Charlottesville e o rescaldo tiveram um impacto enorme no desejo de reeditar o
filme
Se fizesse o filme hoje, o que
mudaria?
Não há nada que eu teria mudado,
absolutamente nada. Eu defendo esse filme, pois ele passou no teste do tempo.
O que fica com você 25 anos depois
sobre as filmagens na Polônia, onde a carnificina aconteceu?

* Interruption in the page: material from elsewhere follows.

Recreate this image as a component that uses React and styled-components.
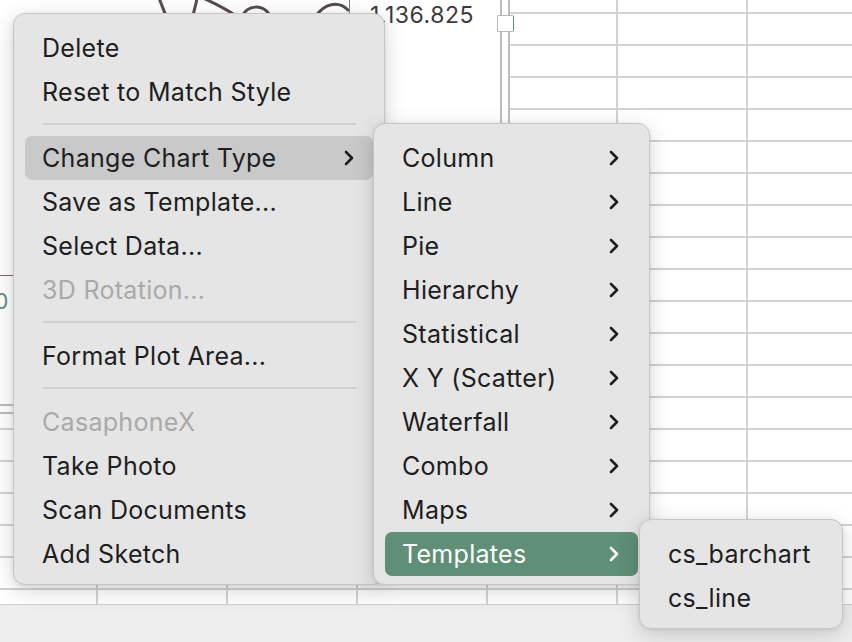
import React from 'react';
import styled, { createGlobalStyle } from 'styled-components';

const GlobalStyle = createGlobalStyle`
  html, body {
    margin: 0;
    padding: 0;
    background: #ffffff;
  }
  body {
    font-family: Inter, "Liberation Sans", sans-serif;
    -webkit-font-smoothing: antialiased;
  }
`;

const mainItems = [
  { label: 'Delete' },
  { label: 'Reset to Match Style' },
  { sep: true },
  { label: 'Change Chart Type', sub: true, active: 'gray' },
  { label: 'Save as Template...' },
  { label: 'Select Data...' },
  { label: '3D Rotation...', disabled: true },
  { sep: true },
  { label: 'Format Plot Area...' },
  { sep: true },
  { label: 'CasaphoneX', disabled: true },
  { label: 'Take Photo' },
  { label: 'Scan Documents' },
  { label: 'Add Sketch' },
];

const chartTypes = [
  'Column',
  'Line',
  'Pie',
  'Hierarchy',
  'Statistical',
  'X Y (Scatter)',
  'Waterfall',
  'Combo',
  'Maps',
];

const templates = ['cs_barchart', 'cs_line'];

const Chevron = ({ light }) => (
  <svg width='10' height='16' viewBox='0 0 10 16'>
    <path
      d='M2 2 L8 8 L2 14'
      fill='none'
      stroke={light ? '#ffffff' : '#1e1e1e'}
      strokeWidth='2.6'
      strokeLinecap='round'
      strokeLinejoin='round'
    />
  </svg>
);

const MenuList = ({ items, ...rest }) => (
  <Menu {...rest}>
    {items.map((it, i) =>
      it.sep ? (
        <Separator key={i} />
      ) : (
        <Item key={i} $active={it.active} $disabled={it.disabled}>
          <span>{it.label}</span>
          {it.sub && <Chevron light={it.active === 'green'} />}
        </Item>
      )
    )}
  </Menu>
);

const App = () => {
  const subItems = [
    ...chartTypes.map((label) => ({ label, sub: true })),
    { label: 'Templates', sub: true, active: 'green' },
  ];

  return (
    <>
      <GlobalStyle />
      <Sheet>
        <Grid />
        <StatusStrip />

        <Chart>
          <ValueLabel>1.136.825</ValueLabel>
          <ZeroLabel>0</ZeroLabel>
        </Chart>
        <Handle />

        <Plot width='852' height='642' viewBox='0 0 852 642'>
          <g fill='none' stroke='#574b4b' strokeWidth='3' strokeLinecap='round'>
            <path d='M159 -2 L166 16' />
            <path d='M197 -2 C196 5 194 10 193 16' />
            <path d='M203 -2 C214 3 225 8 236 16' />
            <path d='M242 16 C248 5 262 4 269 14' />
            <path d='M316 16 C324 4 338 0 348 10' />
          </g>
          <line x1='349.5' y1='0' x2='349.5' y2='14' stroke='#5e8f75' strokeWidth='1' />
          <line x1='0' y1='275.5' x2='14' y2='275.5' stroke='#7d6b6b' strokeWidth='1' />
        </Plot>

        <MenuList items={mainItems} $left={13} $top={13} $width={372} $z={1} />
        <MenuList items={subItems} $left={373} $top={123} $width={277} $z={2} />
        <MenuList
          items={templates.map((label) => ({ label }))}
          $left={639}
          $top={519}
          $width={204}
          $z={3}
        />
      </Sheet>
    </>
  );
};

export default App;

const Sheet = styled.div`
  position: relative;
  width: 852px;
  height: 642px;
  overflow: hidden;
  display: flex;
  flex-direction: column;
  background: #ffffff;
`;

const Grid = styled.div`
  height: 604px;
  flex: none;
  background-color: #ffffff;
  background-image: linear-gradient(to right, #d3d3d3 2px, transparent 2px),
    linear-gradient(to bottom, #d3d3d3 2px, transparent 2px);
  background-size: 130px 100%, 100% 32px;
  background-position: 96px 0, 0 12px;
`;

const StatusStrip = styled.div`
  flex: 1;
  background: #eeeeee;
  border-top: 1px solid #d0d0d0;
`;

const Chart = styled.div`
  position: absolute;
  left: -20px;
  top: -20px;
  width: 530px;
  height: 434px;
  box-sizing: border-box;
  background: #ffffff;
  border: 2px solid #bdbdbd;
  box-shadow: inset 0 0 0 6px #ffffff, inset 0 0 0 8px #bdbdbd;
`;

const ValueLabel = styled.div`
  position: absolute;
  left: 388px;
  top: 19px;
  font-size: 23px;
  line-height: 28px;
  color: #3b3b3b;
  letter-spacing: 0.5px;
`;

const ZeroLabel = styled.div`
  position: absolute;
  left: 13px;
  top: 306px;
  font-size: 21px;
  line-height: 28px;
  color: #5d8d73;
`;

const Handle = styled.div`
  position: absolute;
  left: 497px;
  top: 15px;
  width: 15px;
  height: 15px;
  background: #ffffff;
  border: 1px solid #b8b8b8;
  border-right: 1px solid #5e8f75;
  border-radius: 2px;
`;

const Plot = styled.svg`
  position: absolute;
  left: 0;
  top: 0;
  pointer-events: none;
`;

const Menu = styled.div`
  position: absolute;
  left: ${(p) => p.$left}px;
  top: ${(p) => p.$top}px;
  width: ${(p) => p.$width}px;
  z-index: ${(p) => p.$z};
  box-sizing: border-box;
  padding: 12px 11px 8px 11px;
  display: flex;
  flex-direction: column;
  background: #e5e5e5;
  border: 1px solid #c6c6c6;
  border-radius: 12px;
  box-shadow: 0 6px 22px rgba(0, 0, 0, 0.16), 0 1px 4px rgba(0, 0, 0, 0.08);
`;

const Item = styled.div`
  height: 44px;
  flex: none;
  display: flex;
  align-items: center;
  justify-content: space-between;
  padding: 0 19px 0 17px;
  border-radius: 7px;
  font-size: 25px;
  letter-spacing: 0.3px;
  white-space: nowrap;
  color: ${(p) =>
    p.$disabled ? '#a9a9a9' : p.$active === 'green' ? '#ffffff' : '#1e1e1e'};
  background: ${(p) =>
    p.$active === 'green' ? '#5f8f76' : p.$active === 'gray' ? '#c9c9c9' : 'transparent'};
`;

const Separator = styled.div`
  height: 2px;
  flex: none;
  margin: 9px 17px 11px 18px;
  background: #d0d0d0;
`;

Em quatro meses de filmagens em
Cracóvia, fiquei arrepiado o tempo inteiro. Era difícil simplesmente sair do
carro todas as manhãs e caminhar até o set. Eu queria usar os locais onde
Schindler ficou em Cracóvia, incluindo o gueto judeu, mesmo filmando muito
perto do campo de trabalho forçado de Płaszów. Nós filmamos na entrada de
Auschwitz. Quando o trem (no filme) deixava Auschwitz, era como se estivesse
entrando no campo da morte. Essa foi uma das noites mais frias que eu já
experimentei. Aquele silêncio triste entre a equipe — você podia ouvir um
alfinete cair.
A fundação decidiu incluir testemunhos
modernos sobre genocídio quando já tem mais de 51 mil registrados sobre o
antissemitismo. O video é o melhor professor?
Olha, somos todos contadores de histórias.
Qualquer pessoa viva é um contador de histórias, mesmo sem saber. Todo dia é
uma história. Maya Angelou disse: “A história, apesar de sua dor lancinante,
não pode ser abandonada, mas se for enfrentada com coragem, não precisa ser
vivida novamente.”
Qual sua memória mais antiga de ser
alguém diferente?
Minha avó ensinou inglês para
sobreviventes húngaros do Holocausto, em Cincinnati. Eu tinha dois ou três anos
e sentava com eles em volta da mesa. Foi assim que aprendi os números — no
braço de um sobrevivente de Auschwitz que me mostrou o número de seu antebraço.
Essa foi a minha "Vila Sésamo". Foi assim que aprendi a contar.
O que mais podemos fazer? O que você
pretende fazer?
Professores e pais precisam assumir a
responsabilidade pela aceitação do ódio na sociedade. Estou trabalhando com o
Discovery Channel e o cineasta vencedor do Oscar Alex Gibney em um estudo de
seis horas chamado "Why we hate" ("Por que odiamos?", em
tradução direta). Não planejo mais dramatizações do Holocausto. Estou colocando
toda a minha atenção no formato de documentário.